Profits seem guaranteed
So as hedges go, not too heavy. And one of the things that makes it palatable is the size of the Boleo project itself. Scheduled to produce between 50,000 and 60,000 tonnes of copper per year when fully functioning at a cash cost of zero or less (thanks to the metals credits), the money loaned will be paid back very quickly. According to the Baja Mining 43-101 compliant final feasibility study, if copper is held at $3.50/lb for the next 5 years along with the current prices for zinc and cobalt (a logical figure for the proposed copper hedge, with spot currently fluctuating between U$3.60 and U$3.70/lb), this would create a total net cash flow for the period of U$1.26 Billion. That works out at an average of U$253M net per annum.
If we arrive at production with 250M shares fully diluted (again perfectly logical, as the company has been sensible in its financings to now and has by no means over-diluted), that would be an EPS of $1 and a PE of 2X at current valuations. When one considers that current copper producers are running PE ratios of 10X to 12X, the value offered by Baja Mining is clear.

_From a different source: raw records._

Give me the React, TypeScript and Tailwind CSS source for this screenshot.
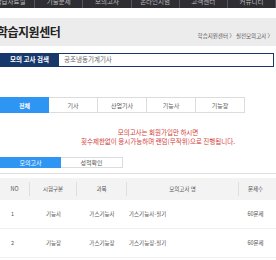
const FONT = { fontFamily: '"Noto Sans CJK KR", "Noto Sans", sans-serif' };

const NAV = ['학습자료실', '기출문제', '모의고사', '온라인시험', '고객센터', '커뮤니티'];
const TABS = ['전체', '기사', '산업기사', '기능사', '기능장'];
const ROWS = [
  { no: 1, kind: '기능사', subject: '가스기능사', name: '가스기능사-필기', count: '60문제' },
  { no: 2, kind: '기능장', subject: '가스기능장', name: '가스기능장-필기', count: '60문제' },
];

export default function App() {
  return (
    <div className="w-[276px] h-[260px] overflow-hidden bg-white text-[#444]" style={FONT}>
      {/* top menu, mostly cropped by the window */}
      <div className="h-[8px] bg-[#2e2e33] overflow-hidden">
        <div className="flex ml-[-13px]">
          {NAV.map((n) => (
            <div
              key={n}
              className="w-[55px] h-[8px] border-r border-[#55555c] flex justify-center text-[6.5px] leading-none text-[#bdbdbd]"
            >
              <span className="mt-[-2px]">{n}</span>
            </div>
          ))}
        </div>
      </div>

      <div className="h-[10px]" />

      {/* page title band */}
      <div className="h-[28px] bg-[#ececec] flex items-center justify-between">
        <div className="ml-[-3px] text-[12px] font-bold text-[#222] leading-none tracking-[-0.5px]">학습지원센터</div>
        <div className="self-end mb-[7px] mr-[3px] text-[5.5px] leading-none text-[#555]">
          학습지원센터 〉 실전모의고사 〉
        </div>
      </div>

      {/* search */}
      <div className="mt-[7px] h-[14px] flex">
        <div className="w-[59px] bg-[#17386b] text-white text-[6.5px] font-bold flex items-center justify-center">
          모의 고사 검색
        </div>
        <div className="flex-1 mr-[2px] border-y border-r border-[#17386b] flex items-center pl-[5px] text-[6.5px] text-[#666]">
          공조냉동기계기사
        </div>
      </div>

      {/* category tabs */}
      <div className="mt-[30px] flex h-[16px]">
        {TABS.map((t, i) => (
          <div
            key={t}
            className={`w-[49px] flex items-center justify-center text-[6px] ${
              i === 0
                ? 'bg-[#2f95f2] text-white font-bold'
                : 'border-y border-r border-[#dcdcdc] text-[#555]'
            }`}
          >
            {t}
          </div>
        ))}
      </div>

      {/* notice */}
      <div className="mt-[15px] text-center text-[6.5px] leading-[9px] text-[#d2403a] pl-[40px]">
        <div>모의고사는 회원가입만 하시면</div>
        <div>횟수제한없이 응시가능하며 랜덤(무작위)으로 진행됩니다.</div>
      </div>

      {/* sub tabs */}
      <div className="mt-[11px] flex h-[11px]">
        <div className="w-[61px] bg-[#2f95f2] text-white text-[6px] flex items-center justify-center">모의고사</div>
        <div className="w-[62px] border-y border-r border-[#dcdcdc] text-[6px] flex items-center justify-center text-[#555]">
          성적확인
        </div>
      </div>

      <div className="mt-[5px] h-[1px] bg-[#dedede]" />

      {/* table */}
      <div className="mt-[4px] text-[5.5px] text-[#555]">
        <div className="h-[22px] bg-[#f3f3f3] flex items-center">
          <div className="w-[30px] text-center border-r border-[#dedede] py-[3px]">NO</div>
          <div className="w-[47px] text-center border-r border-[#dedede] py-[3px]">시험구분</div>
          <div className="w-[50px] text-center border-r border-[#dedede] py-[3px]">과목</div>
          <div className="w-[112px] text-center border-r border-[#dedede] py-[3px]">모의고사 명</div>
          <div className="flex-1 text-center py-[3px] pr-[4px]">문제수</div>
        </div>
        {ROWS.map((r) => (
          <div key={r.no} className="h-[29px] flex items-center border-b border-[#f0f0f0]">
            <div className="w-[30px] pl-[11px]">{r.no}</div>
            <div className="w-[47px] text-center">{r.kind}</div>
            <div className="w-[50px] text-center">{r.subject}</div>
            <div className="w-[112px] pl-[2px]">{r.name}</div>
            <div className="flex-1 text-center pr-[4px]">{r.count}</div>
          </div>
        ))}
      </div>
    </div>
  );
}
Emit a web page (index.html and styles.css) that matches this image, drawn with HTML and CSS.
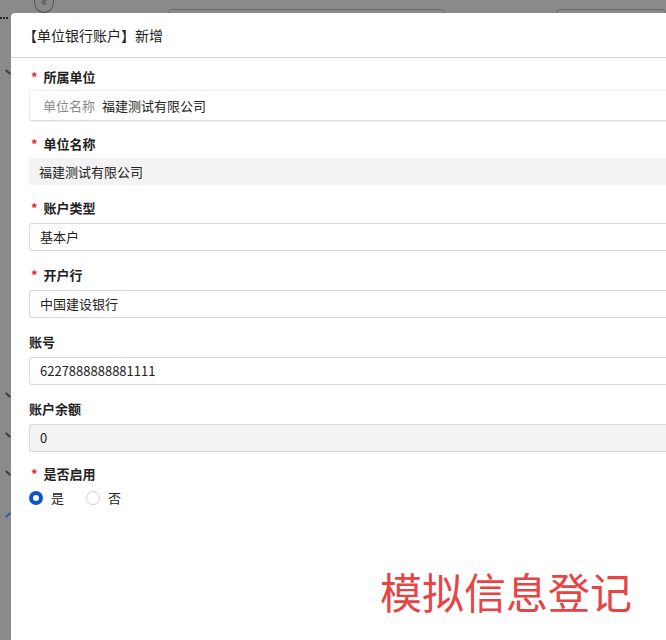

So in the end, Baja is obviously cheap even without the tin foil hat discount offered up yesterday. Be that as it may, we are going to take full advantage of the short-term discount that has been has gifted to us. The company has a top class management team that holds 30% of stock and will want to maximize shareholder value. It is on a sure footing business-wise and trades at a remarkably low multiple when one considers it has both permitting and financing already in place. We therefore recommend a long position in BAJ.to and we are adding the company to our Latin America model portfolio immediately. We also think that Hommel needs a lesson or two in good old-fashioned manners and owes an apology to his subscribers, to John Greenslade and to all the management at Baja.